-- Start --
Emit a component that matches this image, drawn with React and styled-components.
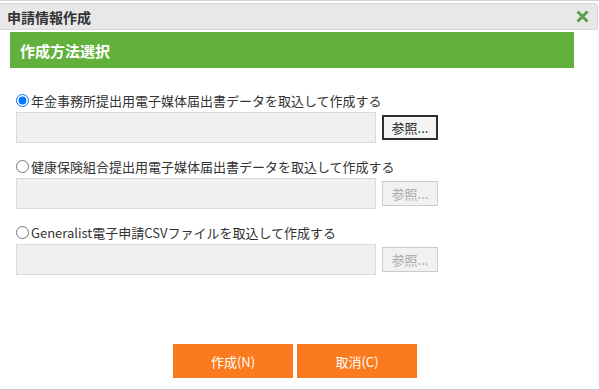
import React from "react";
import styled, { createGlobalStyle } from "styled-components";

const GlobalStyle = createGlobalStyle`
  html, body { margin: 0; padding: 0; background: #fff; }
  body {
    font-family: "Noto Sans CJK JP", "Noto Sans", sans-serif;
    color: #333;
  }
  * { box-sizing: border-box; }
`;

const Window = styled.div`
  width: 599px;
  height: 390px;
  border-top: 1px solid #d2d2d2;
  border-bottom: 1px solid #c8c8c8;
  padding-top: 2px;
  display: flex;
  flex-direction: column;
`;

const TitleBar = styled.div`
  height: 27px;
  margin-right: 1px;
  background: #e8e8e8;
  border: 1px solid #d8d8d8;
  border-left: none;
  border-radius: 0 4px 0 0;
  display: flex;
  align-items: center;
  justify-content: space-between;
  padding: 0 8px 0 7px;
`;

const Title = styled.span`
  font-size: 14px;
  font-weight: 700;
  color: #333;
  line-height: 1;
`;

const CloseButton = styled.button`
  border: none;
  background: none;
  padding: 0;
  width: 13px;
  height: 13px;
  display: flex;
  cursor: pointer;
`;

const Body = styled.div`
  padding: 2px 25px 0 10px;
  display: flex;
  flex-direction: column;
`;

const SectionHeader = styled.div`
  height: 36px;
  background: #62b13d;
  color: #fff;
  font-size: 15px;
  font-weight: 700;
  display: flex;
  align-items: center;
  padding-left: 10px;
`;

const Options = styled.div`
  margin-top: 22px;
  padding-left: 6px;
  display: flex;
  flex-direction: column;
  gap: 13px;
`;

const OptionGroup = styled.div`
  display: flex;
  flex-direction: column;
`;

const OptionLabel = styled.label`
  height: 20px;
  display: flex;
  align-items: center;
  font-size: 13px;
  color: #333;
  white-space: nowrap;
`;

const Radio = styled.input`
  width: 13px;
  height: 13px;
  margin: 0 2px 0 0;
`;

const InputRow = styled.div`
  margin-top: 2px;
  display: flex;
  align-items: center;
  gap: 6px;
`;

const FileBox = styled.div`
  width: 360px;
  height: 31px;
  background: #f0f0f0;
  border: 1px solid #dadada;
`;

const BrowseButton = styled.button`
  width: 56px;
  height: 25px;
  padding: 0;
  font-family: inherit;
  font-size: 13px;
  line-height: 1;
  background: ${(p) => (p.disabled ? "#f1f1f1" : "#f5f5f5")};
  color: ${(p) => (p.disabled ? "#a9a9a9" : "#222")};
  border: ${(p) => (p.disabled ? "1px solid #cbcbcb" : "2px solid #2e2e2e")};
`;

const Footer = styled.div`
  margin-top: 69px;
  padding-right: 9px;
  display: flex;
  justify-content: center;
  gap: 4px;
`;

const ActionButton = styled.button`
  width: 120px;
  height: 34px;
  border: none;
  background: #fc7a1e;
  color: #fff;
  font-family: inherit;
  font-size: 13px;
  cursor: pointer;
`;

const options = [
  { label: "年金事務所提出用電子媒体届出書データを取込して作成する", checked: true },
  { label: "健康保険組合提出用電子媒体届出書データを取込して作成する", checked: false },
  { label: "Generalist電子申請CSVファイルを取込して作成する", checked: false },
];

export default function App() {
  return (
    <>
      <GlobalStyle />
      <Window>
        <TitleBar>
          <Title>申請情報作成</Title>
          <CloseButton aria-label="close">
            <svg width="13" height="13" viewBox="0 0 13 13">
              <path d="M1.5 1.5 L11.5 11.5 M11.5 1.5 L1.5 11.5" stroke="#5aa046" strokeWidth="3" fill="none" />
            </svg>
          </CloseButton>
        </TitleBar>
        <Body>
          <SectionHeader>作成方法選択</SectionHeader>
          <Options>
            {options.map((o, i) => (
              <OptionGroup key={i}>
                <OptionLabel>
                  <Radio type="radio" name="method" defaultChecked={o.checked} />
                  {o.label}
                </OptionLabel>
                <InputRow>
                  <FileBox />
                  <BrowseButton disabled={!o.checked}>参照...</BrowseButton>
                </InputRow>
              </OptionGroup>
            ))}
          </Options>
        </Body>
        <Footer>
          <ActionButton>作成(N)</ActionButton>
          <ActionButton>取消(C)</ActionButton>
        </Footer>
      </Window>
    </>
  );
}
-- End --
TASK TO CARRY OUT - Track down every line of the material containing the string "components", and copy it.

FINISHED ANSWER -
Emit a component that matches this image, drawn with React and styled-components.
import styled, { createGlobalStyle } from "styled-components";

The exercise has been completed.